Front-end source files
━━━━━━━━━━━━━━━━
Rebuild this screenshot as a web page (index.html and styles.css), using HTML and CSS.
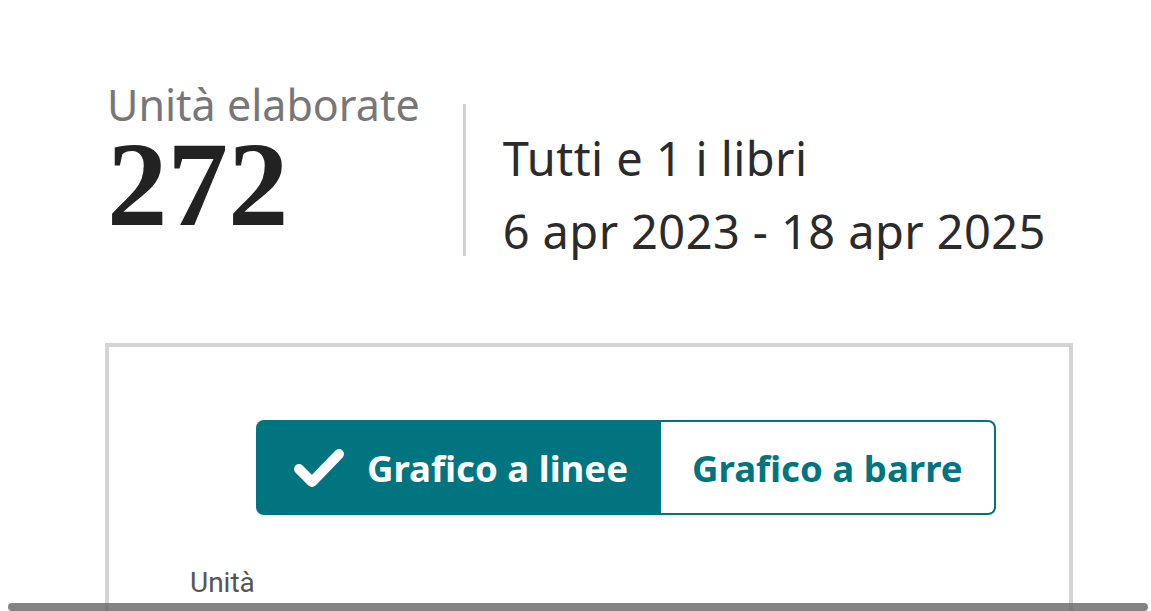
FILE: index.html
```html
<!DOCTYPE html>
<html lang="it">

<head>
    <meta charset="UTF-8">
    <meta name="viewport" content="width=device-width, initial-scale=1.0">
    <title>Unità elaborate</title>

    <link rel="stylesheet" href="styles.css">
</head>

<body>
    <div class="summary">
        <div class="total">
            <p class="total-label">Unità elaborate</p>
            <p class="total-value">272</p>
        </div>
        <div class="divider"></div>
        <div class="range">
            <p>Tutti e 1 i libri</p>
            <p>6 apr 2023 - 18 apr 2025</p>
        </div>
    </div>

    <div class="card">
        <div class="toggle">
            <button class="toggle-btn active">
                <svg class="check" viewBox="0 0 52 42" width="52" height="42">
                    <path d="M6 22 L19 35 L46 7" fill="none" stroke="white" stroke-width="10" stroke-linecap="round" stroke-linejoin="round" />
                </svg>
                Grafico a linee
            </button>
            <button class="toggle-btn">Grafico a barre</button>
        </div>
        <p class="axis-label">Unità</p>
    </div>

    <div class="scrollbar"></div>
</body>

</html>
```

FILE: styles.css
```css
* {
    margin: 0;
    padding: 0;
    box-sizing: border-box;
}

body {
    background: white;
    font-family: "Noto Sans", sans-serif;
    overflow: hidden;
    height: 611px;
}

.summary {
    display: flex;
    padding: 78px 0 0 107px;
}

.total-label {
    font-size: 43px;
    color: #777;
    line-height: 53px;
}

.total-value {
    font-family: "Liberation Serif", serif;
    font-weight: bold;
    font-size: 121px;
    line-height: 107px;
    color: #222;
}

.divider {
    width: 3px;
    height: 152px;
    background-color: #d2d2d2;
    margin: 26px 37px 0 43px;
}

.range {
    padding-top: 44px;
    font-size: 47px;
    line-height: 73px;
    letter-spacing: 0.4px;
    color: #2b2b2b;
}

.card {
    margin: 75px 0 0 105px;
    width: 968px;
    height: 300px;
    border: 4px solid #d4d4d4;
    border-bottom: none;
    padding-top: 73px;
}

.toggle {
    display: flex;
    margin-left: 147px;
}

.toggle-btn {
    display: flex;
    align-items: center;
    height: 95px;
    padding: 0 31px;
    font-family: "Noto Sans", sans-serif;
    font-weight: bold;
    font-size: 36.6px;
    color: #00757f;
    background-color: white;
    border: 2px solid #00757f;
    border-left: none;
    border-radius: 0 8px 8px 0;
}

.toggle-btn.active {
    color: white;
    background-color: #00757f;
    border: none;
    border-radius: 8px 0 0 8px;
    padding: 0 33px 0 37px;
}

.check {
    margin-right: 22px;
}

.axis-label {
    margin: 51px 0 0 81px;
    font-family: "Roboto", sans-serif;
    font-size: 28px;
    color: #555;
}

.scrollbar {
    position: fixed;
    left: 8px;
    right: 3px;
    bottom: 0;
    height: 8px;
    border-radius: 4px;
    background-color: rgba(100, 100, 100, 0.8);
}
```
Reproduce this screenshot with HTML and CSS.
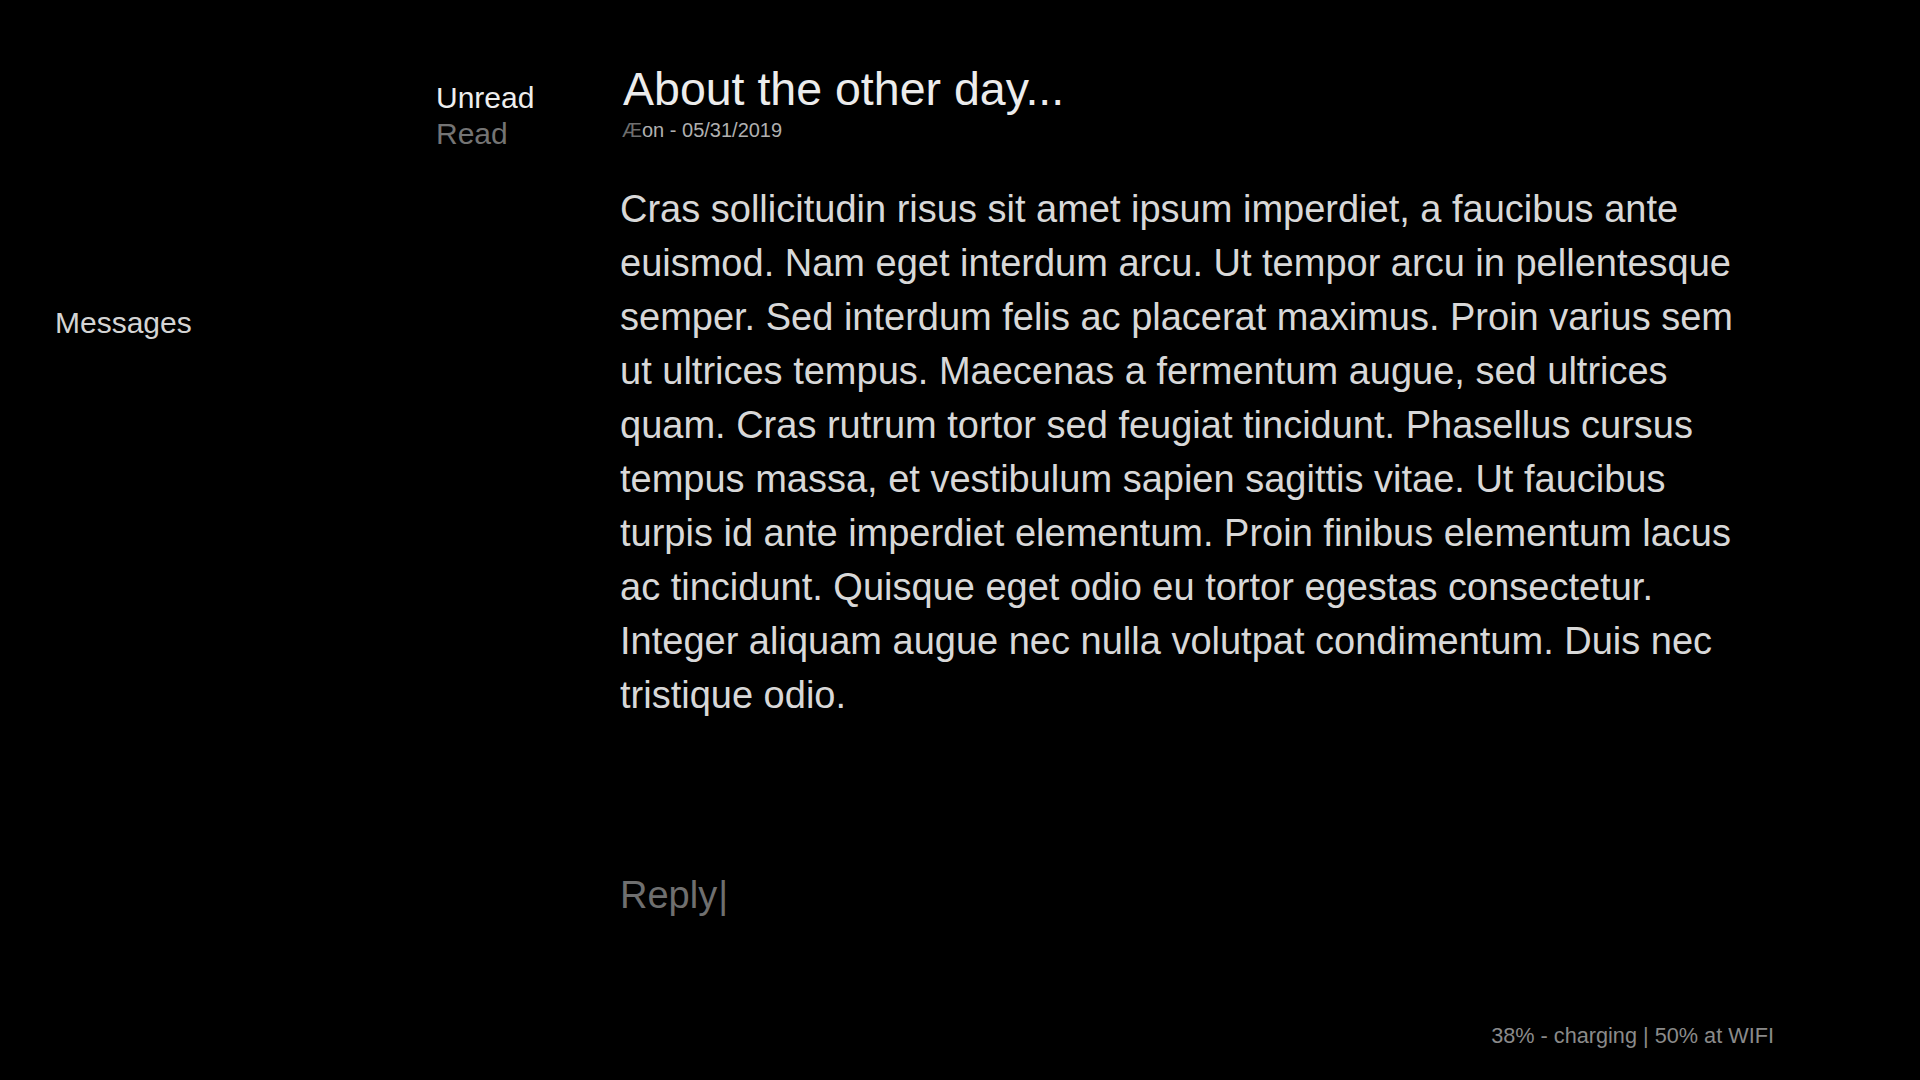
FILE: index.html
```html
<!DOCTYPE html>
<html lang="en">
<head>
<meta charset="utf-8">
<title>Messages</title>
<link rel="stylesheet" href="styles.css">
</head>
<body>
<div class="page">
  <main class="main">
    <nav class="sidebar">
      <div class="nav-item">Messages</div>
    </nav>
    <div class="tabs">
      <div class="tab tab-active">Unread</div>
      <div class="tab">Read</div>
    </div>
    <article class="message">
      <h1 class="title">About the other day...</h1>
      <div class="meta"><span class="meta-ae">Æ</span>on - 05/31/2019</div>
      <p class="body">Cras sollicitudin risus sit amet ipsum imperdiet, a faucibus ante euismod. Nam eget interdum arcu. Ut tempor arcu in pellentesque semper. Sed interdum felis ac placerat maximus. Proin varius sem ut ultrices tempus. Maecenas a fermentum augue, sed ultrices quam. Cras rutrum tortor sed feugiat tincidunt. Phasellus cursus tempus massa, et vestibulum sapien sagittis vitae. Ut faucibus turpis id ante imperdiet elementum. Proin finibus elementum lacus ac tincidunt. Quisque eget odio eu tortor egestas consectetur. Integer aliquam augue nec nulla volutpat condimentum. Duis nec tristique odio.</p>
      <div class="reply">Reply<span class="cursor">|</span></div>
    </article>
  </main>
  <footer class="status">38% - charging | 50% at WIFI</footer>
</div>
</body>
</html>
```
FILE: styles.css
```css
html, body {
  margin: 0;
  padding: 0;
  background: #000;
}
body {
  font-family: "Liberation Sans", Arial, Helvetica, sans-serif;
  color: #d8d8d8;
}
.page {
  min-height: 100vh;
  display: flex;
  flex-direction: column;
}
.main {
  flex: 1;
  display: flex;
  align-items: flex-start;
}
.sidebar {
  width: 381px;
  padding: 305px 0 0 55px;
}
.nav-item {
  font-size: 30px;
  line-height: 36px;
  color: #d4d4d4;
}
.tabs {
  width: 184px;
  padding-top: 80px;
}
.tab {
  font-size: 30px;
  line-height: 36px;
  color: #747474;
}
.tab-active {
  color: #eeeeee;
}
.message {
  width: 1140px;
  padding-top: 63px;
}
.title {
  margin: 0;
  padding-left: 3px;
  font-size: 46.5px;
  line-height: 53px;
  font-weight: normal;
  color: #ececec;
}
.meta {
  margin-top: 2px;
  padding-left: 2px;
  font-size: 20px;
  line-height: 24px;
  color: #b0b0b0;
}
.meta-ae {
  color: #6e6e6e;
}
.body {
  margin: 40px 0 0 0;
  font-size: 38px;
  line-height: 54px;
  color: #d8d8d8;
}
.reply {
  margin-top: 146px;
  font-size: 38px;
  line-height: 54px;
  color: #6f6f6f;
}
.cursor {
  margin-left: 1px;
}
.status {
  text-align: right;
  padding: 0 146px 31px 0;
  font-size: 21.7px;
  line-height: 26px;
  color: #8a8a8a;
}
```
━━━━━━━━━━━━━━━━
__TASK BRIEF__:
Can you restate all the records above word for word while dropping the pictures?

__OUTPUT FOR THIS EXERCISE__:
Rebuild this screenshot as a web page (index.html and styles.css), using HTML and CSS.
FILE: index.html
```html
<!DOCTYPE html>
<html lang="it">

<head>
    <meta charset="UTF-8">
    <meta name="viewport" content="width=device-width, initial-scale=1.0">
    <title>Unità elaborate</title>

    <link rel="stylesheet" href="styles.css">
</head>

<body>
    <div class="summary">
        <div class="total">
            <p class="total-label">Unità elaborate</p>
            <p class="total-value">272</p>
        </div>
        <div class="divider"></div>
        <div class="range">
            <p>Tutti e 1 i libri</p>
            <p>6 apr 2023 - 18 apr 2025</p>
        </div>
    </div>

    <div class="card">
        <div class="toggle">
            <button class="toggle-btn active">
                <svg class="check" viewBox="0 0 52 42" width="52" height="42">
                    <path d="M6 22 L19 35 L46 7" fill="none" stroke="white" stroke-width="10" stroke-linecap="round" stroke-linejoin="round" />
                </svg>
                Grafico a linee
            </button>
            <button class="toggle-btn">Grafico a barre</button>
        </div>
        <p class="axis-label">Unità</p>
    </div>

    <div class="scrollbar"></div>
</body>

</html>
```

FILE: styles.css
```css
* {
    margin: 0;
    padding: 0;
    box-sizing: border-box;
}

body {
    background: white;
    font-family: "Noto Sans", sans-serif;
    overflow: hidden;
    height: 611px;
}

.summary {
    display: flex;
    padding: 78px 0 0 107px;
}

.total-label {
    font-size: 43px;
    color: #777;
    line-height: 53px;
}

.total-value {
    font-family: "Liberation Serif", serif;
    font-weight: bold;
    font-size: 121px;
    line-height: 107px;
    color: #222;
}

.divider {
    width: 3px;
    height: 152px;
    background-color: #d2d2d2;
    margin: 26px 37px 0 43px;
}

.range {
    padding-top: 44px;
    font-size: 47px;
    line-height: 73px;
    letter-spacing: 0.4px;
    color: #2b2b2b;
}

.card {
    margin: 75px 0 0 105px;
    width: 968px;
    height: 300px;
    border: 4px solid #d4d4d4;
    border-bottom: none;
    padding-top: 73px;
}

.toggle {
    display: flex;
    margin-left: 147px;
}

.toggle-btn {
    display: flex;
    align-items: center;
    height: 95px;
    padding: 0 31px;
    font-family: "Noto Sans", sans-serif;
    font-weight: bold;
    font-size: 36.6px;
    color: #00757f;
    background-color: white;
    border: 2px solid #00757f;
    border-left: none;
    border-radius: 0 8px 8px 0;
}

.toggle-btn.active {
    color: white;
    background-color: #00757f;
    border: none;
    border-radius: 8px 0 0 8px;
    padding: 0 33px 0 37px;
}

.check {
    margin-right: 22px;
}

.axis-label {
    margin: 51px 0 0 81px;
    font-family: "Roboto", sans-serif;
    font-size: 28px;
    color: #555;
}

.scrollbar {
    position: fixed;
    left: 8px;
    right: 3px;
    bottom: 0;
    height: 8px;
    border-radius: 4px;
    background-color: rgba(100, 100, 100, 0.8);
}
```
Reproduce this screenshot with HTML and CSS.
FILE: index.html
```html
<!DOCTYPE html>
<html lang="en">
<head>
<meta charset="utf-8">
<title>Messages</title>
<link rel="stylesheet" href="styles.css">
</head>
<body>
<div class="page">
  <main class="main">
    <nav class="sidebar">
      <div class="nav-item">Messages</div>
    </nav>
    <div class="tabs">
      <div class="tab tab-active">Unread</div>
      <div class="tab">Read</div>
    </div>
    <article class="message">
      <h1 class="title">About the other day...</h1>
      <div class="meta"><span class="meta-ae">Æ</span>on - 05/31/2019</div>
      <p class="body">Cras sollicitudin risus sit amet ipsum imperdiet, a faucibus ante euismod. Nam eget interdum arcu. Ut tempor arcu in pellentesque semper. Sed interdum felis ac placerat maximus. Proin varius sem ut ultrices tempus. Maecenas a fermentum augue, sed ultrices quam. Cras rutrum tortor sed feugiat tincidunt. Phasellus cursus tempus massa, et vestibulum sapien sagittis vitae. Ut faucibus turpis id ante imperdiet elementum. Proin finibus elementum lacus ac tincidunt. Quisque eget odio eu tortor egestas consectetur. Integer aliquam augue nec nulla volutpat condimentum. Duis nec tristique odio.</p>
      <div class="reply">Reply<span class="cursor">|</span></div>
    </article>
  </main>
  <footer class="status">38% - charging | 50% at WIFI</footer>
</div>
</body>
</html>
```
FILE: styles.css
```css
html, body {
  margin: 0;
  padding: 0;
  background: #000;
}
body {
  font-family: "Liberation Sans", Arial, Helvetica, sans-serif;
  color: #d8d8d8;
}
.page {
  min-height: 100vh;
  display: flex;
  flex-direction: column;
}
.main {
  flex: 1;
  display: flex;
  align-items: flex-start;
}
.sidebar {
  width: 381px;
  padding: 305px 0 0 55px;
}
.nav-item {
  font-size: 30px;
  line-height: 36px;
  color: #d4d4d4;
}
.tabs {
  width: 184px;
  padding-top: 80px;
}
.tab {
  font-size: 30px;
  line-height: 36px;
  color: #747474;
}
.tab-active {
  color: #eeeeee;
}
.message {
  width: 1140px;
  padding-top: 63px;
}
.title {
  margin: 0;
  padding-left: 3px;
  font-size: 46.5px;
  line-height: 53px;
  font-weight: normal;
  color: #ececec;
}
.meta {
  margin-top: 2px;
  padding-left: 2px;
  font-size: 20px;
  line-height: 24px;
  color: #b0b0b0;
}
.meta-ae {
  color: #6e6e6e;
}
.body {
  margin: 40px 0 0 0;
  font-size: 38px;
  line-height: 54px;
  color: #d8d8d8;
}
.reply {
  margin-top: 146px;
  font-size: 38px;
  line-height: 54px;
  color: #6f6f6f;
}
.cursor {
  margin-left: 1px;
}
.status {
  text-align: right;
  padding: 0 146px 31px 0;
  font-size: 21.7px;
  line-height: 26px;
  color: #8a8a8a;
}
```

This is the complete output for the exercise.